Grammar Format

The grammar is an XML file that specifies the weighted set of natural language queries that the service can interpret, as well as how these natural language queries are translated into semantic query expressions. The grammar syntax is based on SRGS, a W3C standard for speech recognition grammars, with extensions to support data index integration and semantic functions.

The following describes each of the syntactic elements that can be used in a grammar. See this example for a complete grammar that demonstrates the use of these elements in context.

grammar Element

The grammar element is the top-level element in the grammar specification XML. The required root attribute specifies the name of the root rule that defines the starting point of the grammar.

<grammar root="GetPapers">

import Element

The import element imports a schema definition from an external file to enable attribute references. The element must be a child of the top-level grammar element and appear before any attrref elements. The required schema attribute specifies the name of a schema file located in the same directory as the grammar XML file. The required name element specifies the schema alias that subsequent attrref elements use when referencing attributes defined within this schema.

  <import schema="academic.schema" name="academic"/>

rule Element

The rule element defines a grammar rule, a structural unit that specifies a set of query expressions that the system can interpret. The element must be a child of the top-level grammar element. The required id attribute specifies the name of the rule, which is referenced from grammar or ruleref elements.

A rule element defines a set of legal expansions. Text tokens match against the input query directly. item elements specify repeats and alter interpretation probabilities. one-of elements indicate alternative choices. ruleref elements enable construction of more complex expansions from simpler ones. attrref elements allow matches against attribute values from the index. tag elements specify the semantics of the interpretation and can alter the interpretation probability.

<rule id="GetPapers">...</rule>

example Element

The optional example element specifies example phrases that may be accepted by the containing rule definition. This may be used for documentation and/or automated testing.

<example>papers about machine learning by michael jordan</example>

item Element

The item element groups a sequence of grammar constructs. It can be used to indicate repetitions of the expansion sequence, or to specify alternatives in conjunction with the one-of element.

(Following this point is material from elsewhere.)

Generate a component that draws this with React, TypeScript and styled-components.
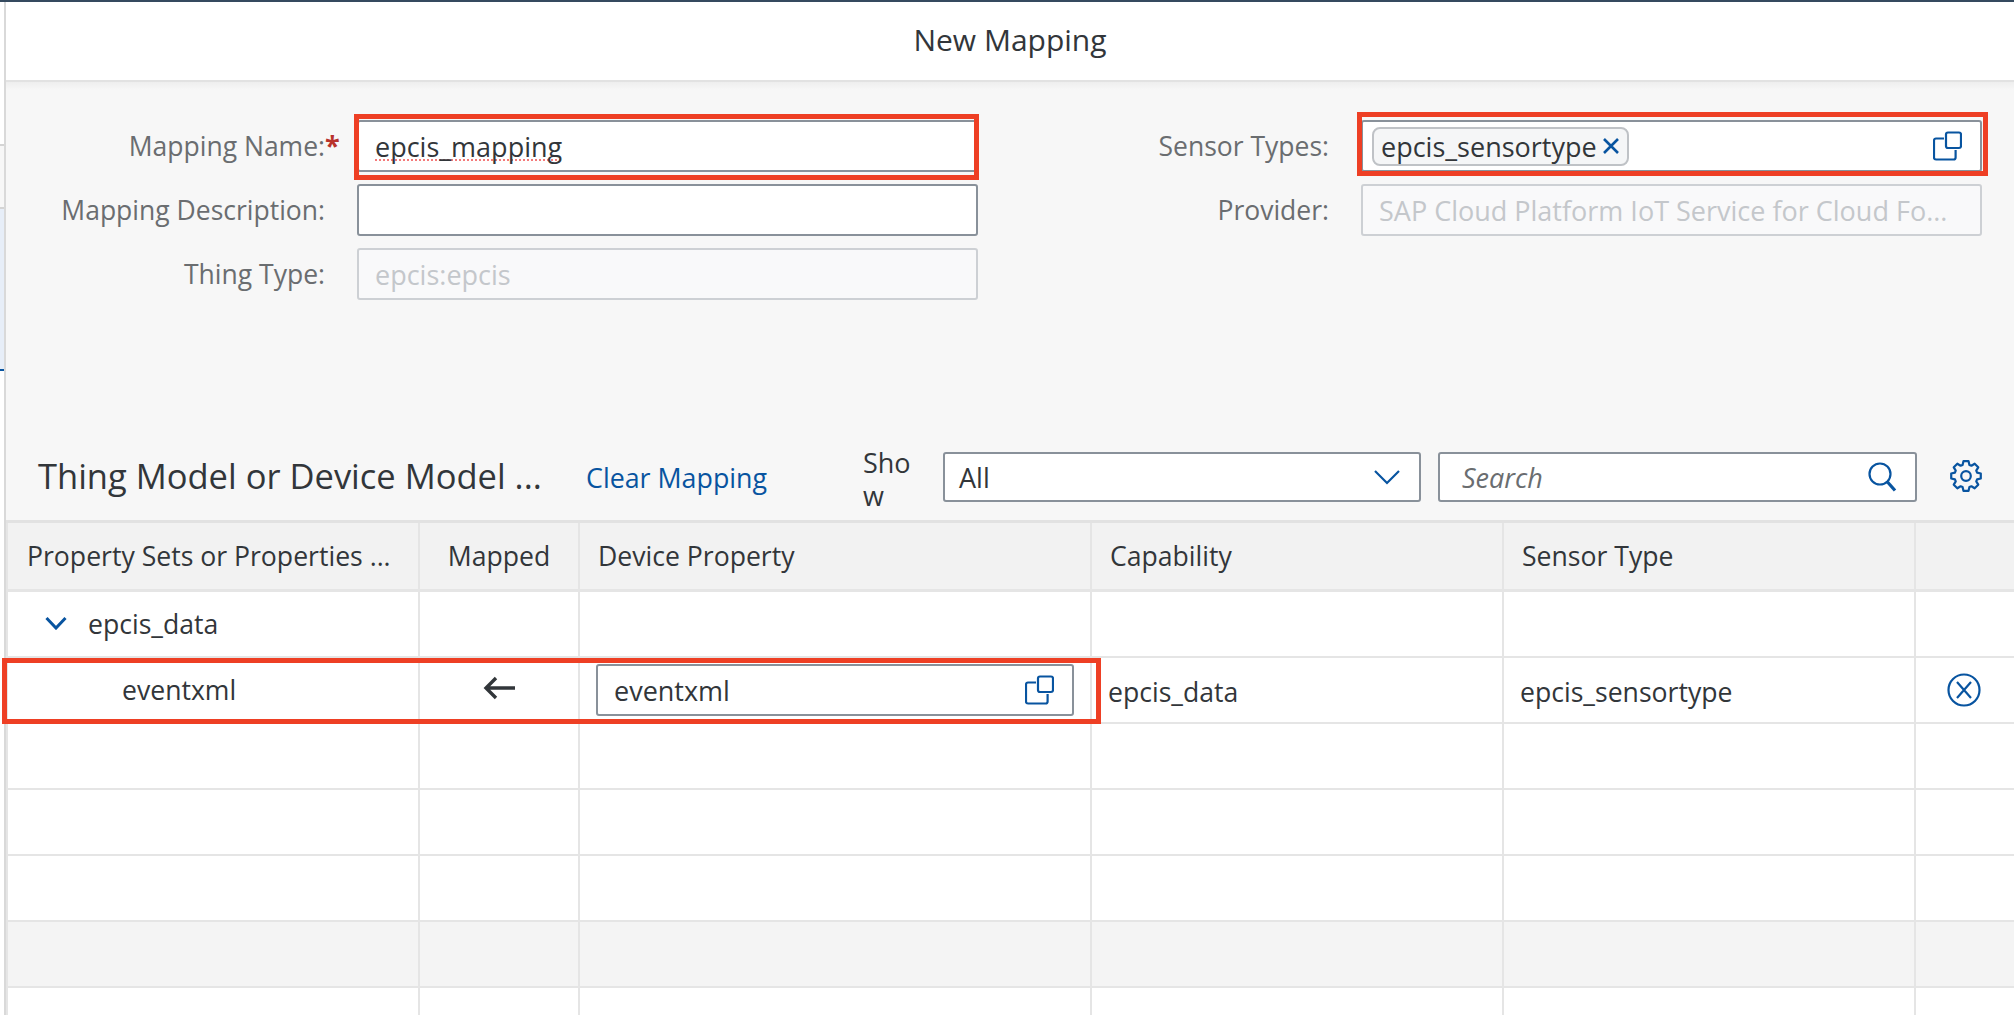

When an item element is not a child of a one-of element, it can specify repetition of the enclosed sequence by assigning the repeat attribute to a count value. A count value of "n" (where n is an integer) indicates that the sequence must occur exactly n times. A count value of "m-n" allows the sequence to appear between m and n times, inclusively. A count value of "m-" specifies that the sequence must appear at least m times. The optional repeat-logprob attribute can be used to alter the interpretation probability for each additional repetition beyond the minimum.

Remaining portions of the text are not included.